EXERCISE REQUIREMENTS: Every line containing the word "index" needs to be found and copied.

INFORMATION SUPPLIED:
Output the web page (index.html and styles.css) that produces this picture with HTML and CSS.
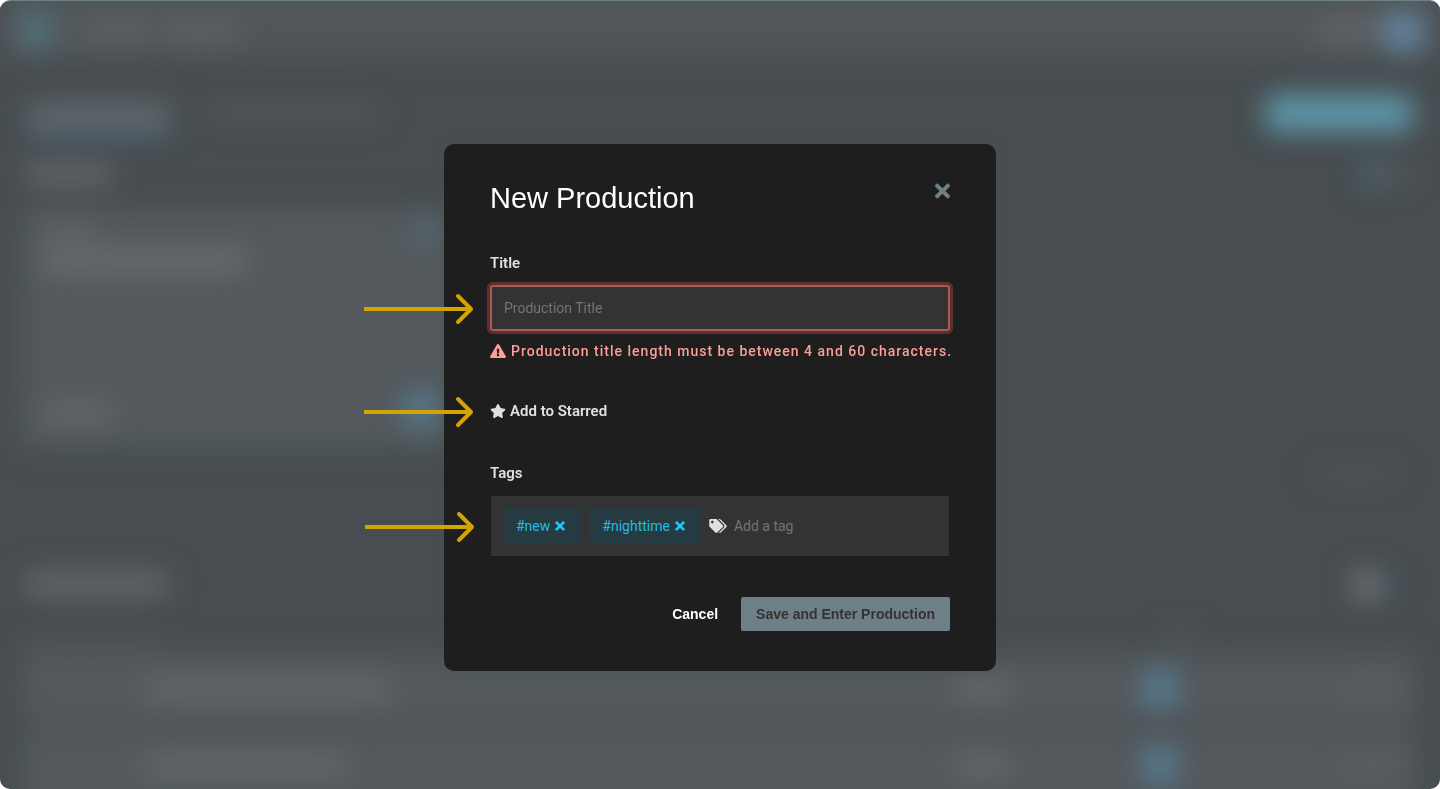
FILE: index.html
```html
<!DOCTYPE html>
<html lang="en">
<head>
<meta charset="utf-8">
<title>New Production</title>
<link rel="stylesheet" href="styles.css">
</head>
<body>
<svg width="0" height="0" class="sprite" aria-hidden="true">
  <symbol id="times" viewBox="0 0 352 512"><path d="M242.72 256l100.07-100.07c12.28-12.28 12.28-32.19 0-44.48l-22.24-22.24c-12.28-12.28-32.19-12.28-44.48 0L176 189.28 75.93 89.21c-12.28-12.28-32.19-12.28-44.48 0L9.21 111.45c-12.28 12.28-12.28 32.19 0 44.48L109.28 256 9.21 356.07c-12.28 12.28-12.28 32.19 0 44.48l22.24 22.24c12.28 12.28 32.2 12.28 44.48 0L176 322.72l100.07 100.07c12.28 12.28 32.2 12.28 44.48 0l22.24-22.24c12.28-12.28 12.28-32.19 0-44.48L242.72 256z"/></symbol>
  <symbol id="arrow" viewBox="0 0 110 32"><path d="M0 16H106" stroke="#d4a500" stroke-width="4" fill="none"/><path d="M94 3l13 13-13 13" stroke="#d4a500" stroke-width="4" stroke-linecap="round" stroke-linejoin="round" fill="none"/></symbol>
</svg>
<div class="page">
  <svg class="backdrop" viewBox="0 0 1440 789" preserveAspectRatio="none" aria-hidden="true">
    <defs>
      <filter id="soft" filterUnits="userSpaceOnUse" x="-60" y="-60" width="1560" height="909" color-interpolation-filters="sRGB"><feGaussianBlur stdDeviation="14"/></filter>
    </defs>
    <rect width="1440" height="789" fill="#474d50"/>
    <g filter="url(#soft)">
      <rect x="0" y="-50" width="1440" height="108" fill="#515659"/>
      <rect x="20" y="207" width="600" height="242" fill="#53595c"/>
      <rect x="22" y="652" width="1396" height="72" fill="#53595c"/>
      <rect x="22" y="730" width="1396" height="110" fill="#53595c"/>
      <rect x="20" y="640" width="150" height="14" fill="#4f5558"/>
    </g>
    <g filter="url(#soft)">
      <circle cx="36" cy="29" r="18" fill="#4f7c84" opacity=".9"/>
      <rect x="84" y="19" width="65" height="20" fill="#64686c" opacity=".75"/>
      <rect x="165" y="19" width="75" height="20" fill="#64686c" opacity=".75"/>
      <rect x="1316" y="19" width="70" height="20" fill="#717376" opacity=".6"/>
      <circle cx="1404" cy="31" r="20" fill="#648ba8"/>
      <rect x="28" y="103" width="142" height="22" fill="#6a7074" opacity=".85"/>
      <rect x="28" y="126" width="144" height="10" fill="#4d6d83" opacity=".8"/>
      <rect x="210" y="102" width="170" height="18" fill="#5a5f63" opacity=".6"/>
      <rect x="1266" y="95" width="146" height="35" fill="#60a0b3" opacity=".95"/>
      <rect x="26" y="163" width="86" height="22" fill="#6d7174" opacity=".75"/>
      <circle cx="1372" cy="174" r="14" fill="#52717d" opacity=".7"/>
      <rect x="1388" y="166" width="20" height="16" fill="#6b6e71" opacity=".6"/>
      <rect x="42" y="222" width="54" height="14" fill="#6f7073" opacity=".65"/>
      <rect x="42" y="249" width="205" height="22" fill="#717578" opacity=".8"/>
      <circle cx="426" cy="231" r="15" fill="#55707f" opacity=".7"/>
      <rect x="44" y="402" width="68" height="22" fill="#6c7073" opacity=".7"/>
      <circle cx="421" cy="409" r="20" fill="#587f97" opacity=".9"/>
      <rect x="26" y="573" width="142" height="22" fill="#6c7073" opacity=".85"/>
      <circle cx="1367" cy="585" r="15" fill="#75797a"/>
      <circle cx="1388" cy="586" r="10" fill="#4c6177" opacity=".5"/>
      <rect x="1316" y="466" width="80" height="14" fill="#5a5f62" opacity=".5"/>
      <rect x="1160" y="632" width="40" height="10" fill="#676c6f" opacity=".5"/>
      <rect x="74" y="684" width="16" height="10" fill="#765b5c" opacity=".5"/>
      <rect x="74" y="760" width="16" height="10" fill="#765b5c" opacity=".5"/>
      <rect x="144" y="680" width="248" height="19" fill="#6c7073" opacity=".8"/>
      <rect x="144" y="756" width="204" height="19" fill="#6c7073" opacity=".8"/>
      <rect x="954" y="680" width="56" height="18" fill="#727578" opacity=".7"/>
      <rect x="954" y="756" width="56" height="18" fill="#727578" opacity=".7"/>
      <circle cx="1160" cy="689" r="20" fill="#567f97" opacity=".95"/>
      <circle cx="1160" cy="765" r="20" fill="#567f97" opacity=".95"/>
      <rect x="1341" y="680" width="58" height="16" fill="#65696c" opacity=".55"/>
      <rect x="1341" y="756" width="58" height="16" fill="#65696c" opacity=".55"/>
    </g>
  </svg>

  <form class="modal" role="dialog" aria-labelledby="heading">
    <header class="modal-head">
      <h1 id="heading">New Production</h1>
      <button type="button" class="close" aria-label="Close"><svg width="15" height="22"><use href="#times"/></svg></button>
    </header>

    <label class="label" for="title">Title</label>
    <div class="row title-row">
      <svg class="pointer" width="110" height="32" aria-hidden="true"><use href="#arrow"/></svg>
      <input class="title-input" id="title" type="text" placeholder="Production Title">
    </div>
    <p class="error">
      <svg width="16" height="14" viewBox="0 0 576 512" aria-hidden="true"><path d="M569.517 440.013C587.975 472.007 564.806 512 527.94 512H48.054c-36.937 0-59.999-40.055-41.577-71.987L246.423 23.985c18.467-32.009 64.72-31.951 83.154 0l239.94 416.028zM288 354c-25.405 0-46 20.595-46 46s20.595 46 46 46 46-20.595 46-46-20.595-46-46-46zm-43.673-165.346l7.418 136c.347 6.364 5.609 11.346 11.982 11.346h48.546c6.373 0 11.635-4.982 11.982-11.346l7.418-136c.375-6.874-5.098-12.654-11.982-12.654h-63.383c-6.884 0-12.356 5.78-11.981 12.654z"/></svg>
      <span>Production title length must be between 4 and 60 characters.</span>
    </p>

    <div class="row star-row">
      <svg class="pointer" width="110" height="32" aria-hidden="true"><use href="#arrow"/></svg>
      <button type="button" class="star"><svg width="16" height="14" viewBox="0 0 576 512" aria-hidden="true"><path d="M259.3 17.8L194 150.2 47.9 171.5c-26.2 3.8-36.7 36.1-17.7 54.6l105.7 103-25 145.5c-4.5 26.3 23.2 46 46.4 33.7L288 439.6l130.7 68.7c23.2 12.2 50.9-7.4 46.4-33.7l-25-145.5 105.7-103c19-18.5 8.5-50.8-17.7-54.6L382 150.2 316.7 17.8c-11.7-23.6-45.6-23.9-57.4 0z"/></svg>Add to Starred</button>
    </div>

    <label class="label" for="tag">Tags</label>
    <div class="row tags">
      <svg class="pointer" width="110" height="32" aria-hidden="true"><use href="#arrow"/></svg>
      <span class="chip">#new<button type="button" aria-label="Remove #new"><svg width="10" height="14"><use href="#times"/></svg></button></span>
      <span class="chip">#nighttime<button type="button" aria-label="Remove #nighttime"><svg width="10" height="14"><use href="#times"/></svg></button></span>
      <svg class="tag-icon" width="18" height="14" viewBox="0 0 640 512" aria-hidden="true"><path d="M497.941 225.941L286.059 14.059A48 48 0 0 0 252.118 0H48C21.49 0 0 21.49 0 48v204.118a48 48 0 0 0 14.059 33.941l211.882 211.882c18.744 18.745 49.136 18.746 67.882 0l204.118-204.118c18.745-18.745 18.745-49.137 0-67.882zM112 160c-26.51 0-48-21.49-48-48s21.49-48 48-48 48 21.49 48 48-21.49 48-48 48zm513.941 133.823L421.823 497.941c-18.745 18.745-49.137 18.745-67.882 0l-.36-.36L527.64 323.522c16.999-16.999 26.362-39.6 26.362-63.64s-9.362-46.641-26.362-63.64L331.397 0h48.721a48 48 0 0 1 33.941 14.059l211.882 211.882c18.745 18.745 18.745 49.137 0 67.882z"/></svg>
      <input class="tag-input" id="tag" type="text" placeholder="Add a tag">
    </div>

    <footer class="actions">
      <button type="button" class="cancel">Cancel</button>
      <button type="submit" class="save">Save and Enter Production</button>
    </footer>
  </form>
</div>
</body>
</html>
```

FILE: styles.css
```css
* { box-sizing: border-box; }
body { margin: 0; background: #fff; font-family: Roboto, sans-serif; font-size: 14px; line-height: 20px; color: #e0e0e0; }
button, input { font: inherit; color: inherit; border: 0; background: none; padding: 0; margin: 0; outline: 0; }
button { cursor: pointer; }
svg { display: block; fill: currentColor; flex: none; }
.sprite { position: absolute; }

.page { position: relative; min-height: 100vh; display: grid; place-items: center; padding: 24px 16px 0; border-radius: 10px; overflow: hidden; border-top: 1px solid #6d8086; }
.backdrop { position: absolute; inset: 0; width: 100%; height: 100%; }

.modal { position: relative; width: 100%; max-width: 552px; padding: 36px 46px 40px; background: #1e1e1e; border-radius: 10px; box-shadow: 0 0 8px #40545566; }
.modal-head { display: flex; justify-content: space-between; align-items: flex-start; margin-bottom: 37px; }
h1 { margin: 0; font: 400 29px/36px "Liberation Sans", sans-serif; color: #fff; }
.close { color: #6f7f89; }

.label { display: block; font-size: 15px; font-weight: 600; margin-bottom: 12px; }
.row { position: relative; }
.pointer { position: absolute; left: -126px; top: 50%; margin-top: -15px; }
.title-input { display: block; width: 100%; height: 46px; padding: 0 12px; background: #333; border: 2px solid #ae5852; border-radius: 3px; box-shadow: 0 0 0 3px #5a3232; }
input::placeholder { color: #747474; opacity: 1; }
.error { display: flex; align-items: center; gap: 5px; margin: 10px 0 40px; color: #ff9e99; font-weight: 500; letter-spacing: 1px; white-space: nowrap; }
.star-row { margin-bottom: 42px; }
.star { display: flex; align-items: center; gap: 4px; font-size: 15px; font-weight: 600; }

.tags { display: flex; align-items: center; gap: 7px; height: 62px; padding: 0 12px; background: #333; border: 1px solid #161c1f; }
.chip { display: flex; align-items: center; gap: 5px; height: 36px; padding: 0 17px 0 13px; background: #263a41; border-radius: 3px; color: #27b9e2; }
.chip button { color: #1dcdf8; }
.tag-icon { color: #e0e0e0; }
.tag-input { flex: 1; min-width: 0; }

.actions { display: flex; justify-content: flex-end; align-items: center; gap: 23px; margin-top: 40px; font: 700 14px/20px "Liberation Sans", sans-serif; }
.cancel { color: #fff; }
.save { height: 34px; padding: 0 15px; background: #6f7f88; color: #333; border-radius: 2px; }
```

PROBLEM SOLUTION:
Output the web page (index.html and styles.css) that produces this picture with HTML and CSS.
FILE: index.html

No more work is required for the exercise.